▶ _DATASET EXTRACT_
╭──

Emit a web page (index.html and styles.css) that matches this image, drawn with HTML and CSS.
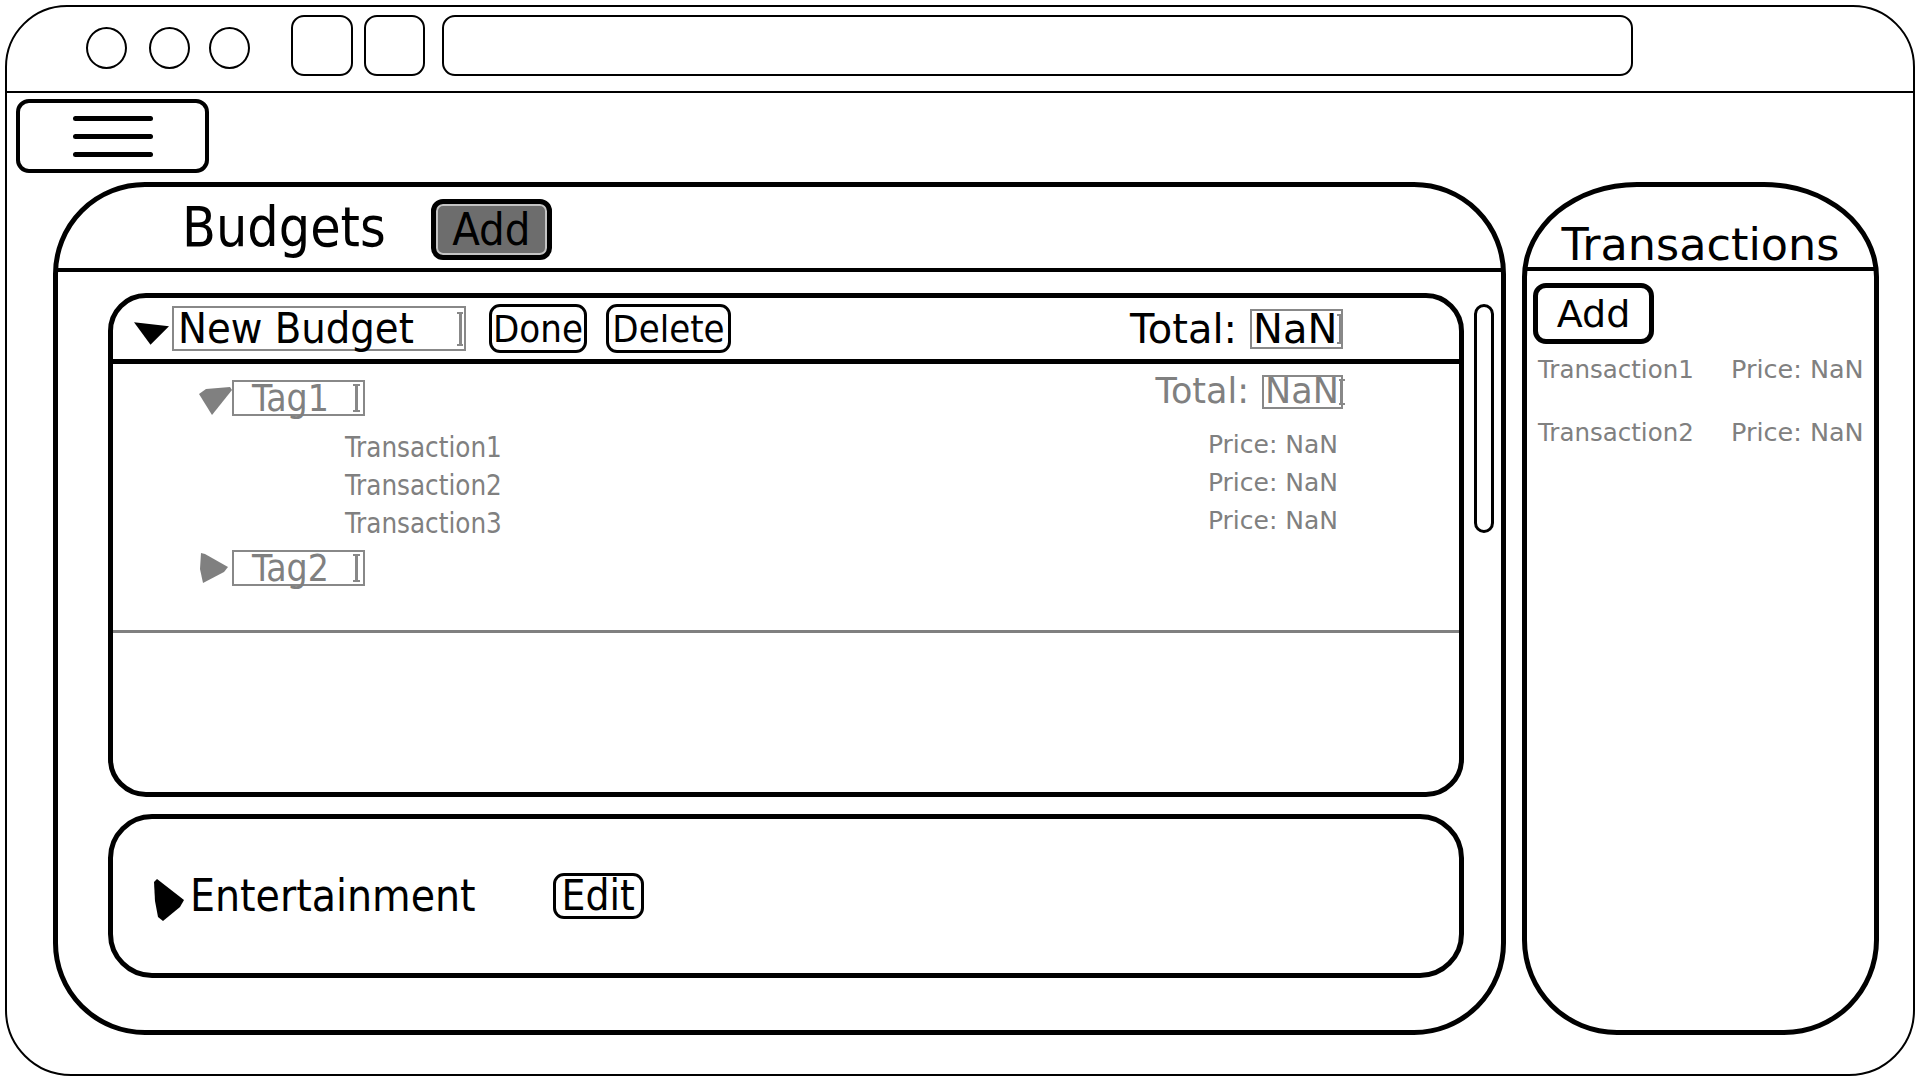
FILE: index.html
```html
<!DOCTYPE html>
<html lang="en">
<head>
<meta charset="utf-8">
<title>Budgets</title>
<link rel="stylesheet" href="styles.css">
</head>
<body>
<div class="window">
  <div class="titlebar">
    <span class="dot"></span><span class="dot d2"></span><span class="dot d3"></span>
    <span class="navbtn"></span><span class="navbtn n2"></span>
    <span class="address"></span>
  </div>
  <div class="page">
    <div class="menu"><span class="bar"></span><span class="bar"></span><span class="bar"></span></div>
    <div class="panels">
      <section class="budgets">
        <header class="budgets-head">
          <h1 class="budgets-title">Budgets</h1>
          <span class="add-dark">Add</span>
        </header>
        <div class="budgets-body">
          <div class="cards">
            <div class="card card-open">
              <div class="card-head">
                <svg class="tri-down" viewBox="0 0 36 23"><polygon points="0,0 36,4 17,23" fill="#000"/></svg>
                <span class="input name">New Budget<i class="caret"></i></span>
                <span class="btn done">Done</span>
                <span class="btn delete">Delete</span>
                <span class="total">Total:<span class="input nan">NaN<i class="caret"></i></span></span>
              </div>
              <div class="card-body">
                <div class="tag-row">
                  <svg class="tri-tag" viewBox="0 0 33 28"><polygon points="0,7 7,2 31,0 33,3 13,28" fill="#808080"/></svg>
                  <span class="input tag-input">Tag1<i class="caret"></i></span>
                  <span class="tag-total">Total:<span class="input nan-sm">NaN<i class="caret"></i></span></span>
                </div>
                <div class="tx-list">
                  <div class="tx"><span class="tx-name">Transaction1</span><span class="tx-price">Price: NaN</span></div>
                  <div class="tx"><span class="tx-name">Transaction2</span><span class="tx-price">Price: NaN</span></div>
                  <div class="tx"><span class="tx-name">Transaction3</span><span class="tx-price">Price: NaN</span></div>
                </div>
                <div class="tag-row tag-row2">
                  <svg class="tri-tag-right" viewBox="0 0 28 30"><polygon points="1,0 5,1 28,14 24,19 3,30 0,16" fill="#808080"/></svg>
                  <span class="input tag-input">Tag2<i class="caret"></i></span>
                </div>
                <div class="sep"></div>
              </div>
            </div>
            <div class="card card-closed">
              <svg class="tri-ent" viewBox="0 0 32 42"><polygon points="1,3 4,0 31,21 27,28 10,42 5,38 2,22" fill="#000"/></svg>
              <span class="ent-name">Entertainment</span>
              <span class="btn edit">Edit</span>
            </div>
          </div>
          <div class="scrollbar"></div>
        </div>
      </section>
      <section class="transactions">
        <header class="tx-head"><h2 class="tx-title">Transactions</h2></header>
        <span class="add-light">Add</span>
        <div class="side-list">
          <span class="side-name">Transaction1</span><span class="side-price">Price: NaN</span>
          <span class="side-name">Transaction2</span><span class="side-price">Price: NaN</span>
        </div>
      </section>
    </div>
  </div>
</div>
</body>
</html>
```

FILE: styles.css
```css
* { box-sizing: border-box; }
html, body { margin: 0; padding: 0; }
body {
  width: 1920px;
  height: 1080px;
  background: #fff;
  color: #000;
  font-family: "DejaVu Sans", sans-serif;
  overflow: hidden;
}

.window {
  margin: 5px;
  width: 1910px;
  height: 1071px;
  border: 2px solid #000;
  border-radius: 62px 62px 66px 66px;
  display: flex;
  flex-direction: column;
}

/* browser chrome */
.titlebar {
  flex: none;
  height: 86px;
  border-bottom: 2px solid #000;
  display: flex;
  align-items: flex-start;
  padding-left: 79px;
}
.dot {
  flex: none;
  width: 41px;
  height: 42px;
  margin-top: 20px;
  border: 2px solid #000;
  border-radius: 50%;
}
.dot.d2 { margin-left: 22px; }
.dot.d3 { margin-left: 19px; }
.navbtn {
  flex: none;
  width: 62px;
  height: 61px;
  margin-top: 8px;
  margin-left: 41px;
  border: 2px solid #000;
  border-radius: 13px;
}
.navbtn.n2 { width: 61px; margin-left: 11px; }
.address {
  flex: none;
  width: 1191px;
  height: 61px;
  margin-top: 8px;
  margin-left: 17px;
  border: 2px solid #000;
  border-radius: 13px;
}

.page {
  display: flex;
  flex-direction: column;
  padding: 6px 0 0 9px;
}
.menu {
  width: 193px;
  height: 74px;
  border: 4px solid #000;
  border-radius: 13px;
  display: flex;
  flex-direction: column;
  align-items: center;
  justify-content: center;
  gap: 13px;
}
.bar {
  width: 80px;
  height: 5px;
  background: #000;
  border-radius: 3px;
}

.panels {
  display: flex;
  gap: 16px;
  margin: 9px 0 0 37px;
  height: 853px;
}

/* budgets panel */
.budgets {
  flex: none;
  width: 1453px;
  height: 853px;
  border: 5px solid #000;
  border-radius: 92px;
  display: flex;
  flex-direction: column;
}
.budgets-head {
  flex: none;
  height: 85px;
  border-bottom: 4px solid #000;
  display: flex;
  align-items: center;
  padding-left: 124px;
}
.budgets-title {
  margin: 0;
  font-family: "DejaVu Sans Condensed", "DejaVu Sans", sans-serif;
  font-stretch: semi-condensed;
  font-weight: normal;
  font-size: 55px;
  line-height: 1;
}
.add-dark {
  margin-left: 45px;
  width: 121px;
  height: 61px;
  margin-top: 4px;
  border: 5px solid #000;
  border-radius: 12px;
  background: #6d6d6d;
  box-shadow: inset 0 0 0 2px #c4c4c4;
  display: flex;
  align-items: center;
  justify-content: center;
  font-family: "DejaVu Sans Condensed", "DejaVu Sans", sans-serif;
  font-stretch: semi-condensed;
  font-size: 45px;
  line-height: 1;
}

.budgets-body {
  display: flex;
  align-items: flex-start;
  padding: 21px 0 0 50px;
}
.cards {
  flex: none;
  width: 1356px;
  display: flex;
  flex-direction: column;
  gap: 17px;
}
.card {
  border: 5px solid #000;
}
.card-open {
  height: 504px;
  border-radius: 38px;
  display: flex;
  flex-direction: column;
}
.card-head {
  flex: none;
  height: 66px;
  border-bottom: 5px solid #000;
  display: flex;
  align-items: center;
  padding: 0 116px 0 21px;
}
.tri-down {
  flex: none;
  width: 35px;
  height: 23px;
  margin-top: 9px;
}
.input {
  flex: none;
  border: 2px solid #888;
  display: flex;
  align-items: center;
  line-height: 1;
}
.caret {
  flex: none;
  margin-left: auto;
  margin-right: 1px;
  width: 7px;
  height: 26px;
  border-top: 2px solid #888;
  border-bottom: 2px solid #888;
  background: linear-gradient(#888, #888) center / 3px 100% no-repeat;
}
.name {
  width: 294px;
  height: 45px;
  margin-left: 3px;
  padding-left: 4px;
  font-family: "DejaVu Sans Condensed", "DejaVu Sans", sans-serif;
  font-stretch: semi-condensed;
  font-size: 43px;
}
.name .caret { height: 34px; width: 6px; }
.btn {
  flex: none;
  height: 49px;
  border: 3px solid #000;
  border-radius: 11px;
  display: flex;
  align-items: center;
  justify-content: center;
  font-family: "DejaVu Sans Condensed", "DejaVu Sans", sans-serif;
  font-stretch: semi-condensed;
  font-size: 38px;
  line-height: 1;
}
.done { width: 98px; margin-left: 23px; }
.delete { width: 125px; margin-left: 19px; }
.total {
  margin-left: auto;
  display: flex;
  align-items: center;
  font-size: 40px;
  line-height: 1;
}
.nan {
  width: 93px;
  height: 40px;
  margin-left: 13px;
  padding-left: 1px;
  font-size: 40px;
}
.nan .caret { height: 30px; width: 6px; }

.card-body {
  padding-top: 16px;
  display: flex;
  flex-direction: column;
}
.tag-row {
  display: flex;
  align-items: center;
  height: 36px;
  padding: 0 116px 0 86px;
}
.tri-tag {
  flex: none;
  width: 33px;
  height: 28px;
  margin-top: 6px;
}
.tri-tag-right {
  flex: none;
  width: 28px;
  height: 30px;
  margin-left: 1px;
  margin-right: 4px;
}
.tag-input {
  width: 133px;
  height: 36px;
  padding-left: 18px;
  color: #808080;
  font-family: "DejaVu Sans Condensed", "DejaVu Sans", sans-serif;
  font-stretch: semi-condensed;
  font-size: 37px;
}
.tag-input .caret { margin-right: 3px; height: 28px; }
.tag-total {
  margin-left: auto;
  align-self: flex-start;
  margin-top: -6px;
  display: flex;
  align-items: center;
  color: #808080;
  font-size: 35px;
  line-height: 1;
}
.nan-sm {
  width: 81px;
  height: 34px;
  margin-left: 13px;
  padding-left: 1px;
  color: #808080;
  font-size: 35px;
}
.nan-sm .caret { height: 26px; width: 6px; }

.tx-list {
  display: flex;
  flex-direction: column;
  margin-top: 12px;
  padding: 0 121px 0 232px;
  color: #808080;
}
.tx {
  height: 38px;
  display: flex;
  align-items: center;
  justify-content: space-between;
}
.tx-name {
  font-family: "DejaVu Sans Condensed", "DejaVu Sans", sans-serif;
  font-stretch: semi-condensed;
  font-size: 27.5px;
}
.tx-price {
  font-size: 25px;
  margin-bottom: 5px;
}
.tag-row2 { margin-top: 8px; }
.sep {
  margin-top: 44px;
  height: 3px;
  background: #808080;
}

.card-closed {
  height: 164px;
  border-radius: 44px;
  display: flex;
  align-items: center;
  padding-left: 40px;
}
.tri-ent {
  flex: none;
  width: 32px;
  height: 42px;
  margin-top: 8px;
}
.ent-name {
  margin-left: 5px;
  font-family: "DejaVu Sans Condensed", "DejaVu Sans", sans-serif;
  font-stretch: semi-condensed;
  font-size: 44px;
  line-height: 1;
}
.edit {
  width: 91px;
  height: 46px;
  margin-left: 77px;
  font-size: 42px;
}

.scrollbar {
  flex: none;
  width: 20px;
  height: 229px;
  margin: 11px 0 0 10px;
  border: 3px solid #000;
  border-radius: 10px;
}

/* transactions panel */
.transactions {
  flex: none;
  width: 357px;
  height: 853px;
  border: 5px solid #000;
  border-radius: 115px 115px 95px 95px / 95px 95px 95px 95px;
  display: flex;
  flex-direction: column;
}
.tx-head {
  flex: none;
  height: 84px;
  border-bottom: 4px solid #000;
  display: flex;
  justify-content: center;
  align-items: flex-end;
}
.tx-title {
  margin: 0;
  font-weight: normal;
  font-size: 44.5px;
  line-height: 44px;
}
.add-light {
  align-self: flex-start;
  margin: 12px 0 0 6px;
  width: 121px;
  height: 61px;
  border: 5px solid #000;
  border-radius: 13px;
  display: flex;
  align-items: center;
  justify-content: center;
  font-size: 38px;
  line-height: 1;
}
.side-list {
  display: grid;
  grid-template-columns: 193px auto;
  grid-auto-rows: 30px;
  row-gap: 33px;
  align-items: center;
  margin-top: 10px;
  padding-left: 11px;
  color: #808080;
}
.side-name { font-size: 24.5px; }
.side-price { font-size: 25.5px; }
```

╰──

▶ _DO THIS_
All lines above containing the string "index" are to be collected.

▶ _COMPLETED EXERCISE_
Emit a web page (index.html and styles.css) that matches this image, drawn with HTML and CSS.
FILE: index.html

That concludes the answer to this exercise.